6. A crane as set forth in claim 1 wherein the further drive is operatively connected by way of a releasable coupling device to the first crane arm or the second crane arm at least in the region of the dead point.

7. A crane as set forth in claim 6 wherein the coupling device has a first coupling portion which is mounted to the first crane arm and which is coupled—at least in the region of the dead point—to a corresponding second coupling portion mounted to the second crane arm and outside the region of the dead point is released from said second coupling portion.

8. A crane as set forth in claim 7 wherein the coupling device has at least one lever.

9. A crane as set forth in claim 1 wherein the further drive is arranged at least region-wise and preferably substantially completely in the interior of the first crane arm or the second crane arm.

10. A crane as set forth in claim 1 wherein at least one of the crane arms is telescopic.
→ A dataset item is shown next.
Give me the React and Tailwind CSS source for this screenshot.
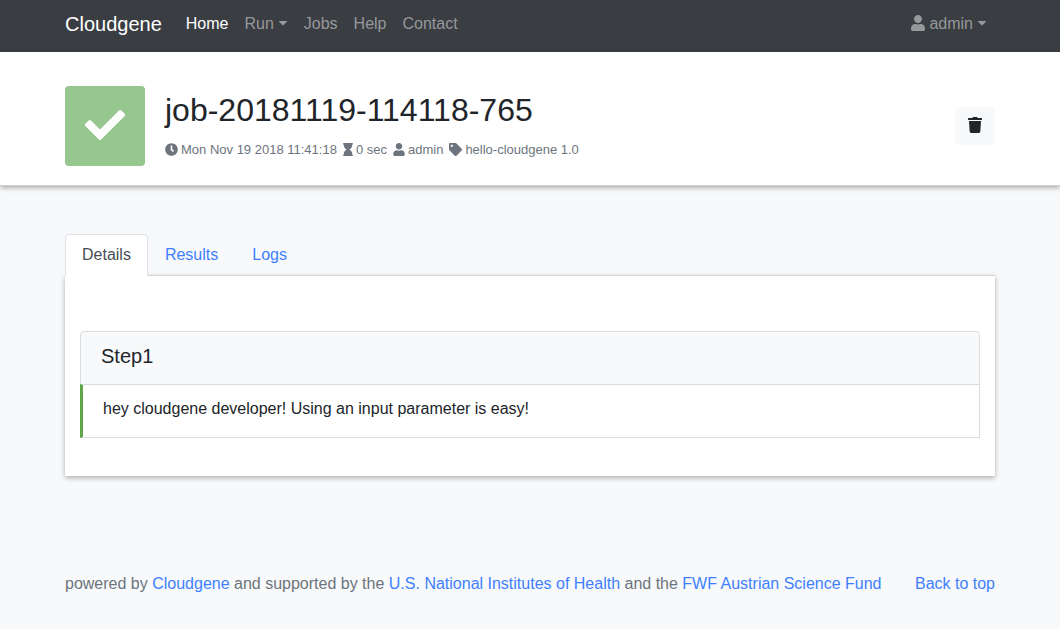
import React, { useState } from "react";
import { FaCheck, FaClock, FaHourglass, FaTag, FaTrash, FaUser } from "react-icons/fa";

function Caret() {
  return (
    <svg width="10" height="5" viewBox="0 0 10 5" className="mb-0.5 ml-1 fill-current" aria-hidden="true">
      <path d="M0.5 0h9L5 4.8z" />
    </svg>
  );
}

function Container({ className = "", children }) {
  return <div className={`mx-auto w-full max-w-[960px] px-[15px] ${className}`}>{children}</div>;
}

function NavBar() {
  const item = "px-2 py-2 text-[#96989b] hover:text-white/75";
  return (
    <nav className="bg-[#3a3d42] pt-1 pb-2">
      <Container className="flex items-center">
        <a href="#" className="mr-4 text-xl leading-[30px] text-white">Cloudgene</a>
        <a href="#home" className="px-2 py-2 text-white">Home</a>
        <button type="button" className={`flex items-center ${item}`}>Run<Caret /></button>
        <a href="#jobs" className={item}>Jobs</a>
        <a href="#help" className={item}>Help</a>
        <a href="#contact" className={item}>Contact</a>
        <button type="button" className={`ml-auto flex items-center ${item}`}>
          <FaUser className="mr-1 mb-0.5 h-4 w-[14px]" />admin<Caret />
        </button>
      </Container>
    </nav>
  );
}

function Meta({ icon, children }) {
  return <li className="flex items-center gap-[3px]">{icon}{children}</li>;
}

function JobHeader() {
  return (
    <header className="relative border-b border-[#cfcfcf] bg-white pt-[34px] pb-[19px] shadow-[0_2px_5px_rgba(0,0,0,0.3)]">
      <Container className="flex items-center">
        <div className="mr-5 flex size-20 items-center justify-center rounded bg-[#95c78f] text-white">
          <FaCheck className="mb-0.5 size-10" />
        </div>
        <div className="pb-0.5">
          <h1 className="mb-[11px] text-[32px] leading-[38px] text-[#212529]">job-20181119-114118-765</h1>
          <ul className="flex gap-[6px] text-[13px] leading-5 text-[#6c757d]">
            <Meta icon={<FaClock className="mb-px size-[13px]" />}>Mon Nov 19 2018 11:41:18</Meta>
            <Meta icon={<FaHourglass className="mb-px h-[13px] w-[10px]" />}>0 sec</Meta>
            <Meta icon={<FaUser className="mb-px h-[13px] w-[12px]" />}>admin</Meta>
            <Meta icon={<FaTag className="mb-px size-[13px]" />}>hello-cloudgene 1.0</Meta>
          </ul>
        </div>
        <button type="button" aria-label="Delete job" className="ml-auto flex h-[38px] w-10 items-center justify-center rounded bg-[#f8f9fa] text-[#212529]">
          <FaTrash className="mb-0.5 size-4" />
        </button>
      </Container>
    </header>
  );
}

function Tabs({ active, onSelect }) {
  return (
    <div role="tablist" className="relative z-10 -mb-px flex">
      {["Details", "Results", "Logs"].map((name) => (
        <button
          key={name}
          type="button"
          role="tab"
          aria-selected={name === active}
          onClick={() => onSelect(name)}
          className={
            name === active
              ? "rounded-t border border-b-0 border-[#dee2e6] bg-white px-4 pt-2 pb-[9px] text-[#495057]"
              : "border border-b-0 border-transparent px-4 pt-2 pb-[9px] text-[#4080ff]"
          }
        >
          {name}
        </button>
      ))}
    </div>
  );
}

function Step({ title, message }) {
  return (
    <section className="rounded-t">
      <h2 className="rounded-t border border-[#dadcdf] bg-[#f8f9fb] px-5 pt-3 pb-4 text-xl leading-6">{title}</h2>
      <p className="-mt-px border border-l-[3px] border-[#dadcdf] border-l-[#5fa64b] px-5 pt-3 pb-4">{message}</p>
    </section>
  );
}

export default function App() {
  const [tab, setTab] = useState("Details");
  const link = "text-[#4080ff] hover:underline";
  return (
    <div className="min-h-screen bg-[#f8f9fb] font-['Liberation_Sans',Arial,sans-serif] text-base text-[#212529]">
      <NavBar />
      <JobHeader />
      <Container className="pt-12">
        <Tabs active={tab} onSelect={setTab} />
        <main role="tabpanel" className="border-t border-[#d2d5d8] bg-white px-[15px] pt-[55px] pb-[38px] shadow-[0_2px_5px_rgba(0,0,0,0.3)]">
          {tab === "Details" && (
            <Step title="Step1" message="hey cloudgene developer! Using an input parameter is easy!" />
          )}
        </main>
        <footer className="flex justify-between pt-24 pb-8 text-[#6c757d]">
          <p>
            powered by <a href="#cloudgene" className={link}>Cloudgene</a> and supported by the{" "}
            <a href="#nih" className={link}>U.S. National Institutes of Health</a> and the{" "}
            <a href="#fwf" className={link}>FWF Austrian Science Fund</a>
          </p>
          <a href="#" className={link}>Back to top</a>
        </footer>
      </Container>
    </div>
  );
}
11. A crane as set forth in claim 1 wherein there is provided a control device by which the piston-cylinder unit experiences switching-over of the operative direction of the piston-cylinder unit at a given angle of the first crane arm relative to the second crane arm.

12. A crane as set forth in claim 11 wherein there is provided at least one switching device, the signals of which can be passed to the control device.

13. A crane as set forth in claim 12 wherein the switching device has a switching valve by which the operative direction of the piston-cylinder unit can be reversed when the switching point is reached.

14. A crane as set forth in claim 1 wherein the joint position of the two crane arms, at which the dead point position of the piston-cylinder unit relative to the joint occurs, differs from the joint position at which the dead point position of the piston-cylinder unit of the further drive relative to the joint occurs.

15. A crane as set forth in claim 1 wherein the piston-cylinder unit and the piston-cylinder unit of the further drive are pivotably mounted asymmetrically to at least one of the two crane arms.

16. A crane as set forth in claim 1 wherein the crane is in the form of a Z-crane.

17. A vehicle having a crane as set forth in claim 1.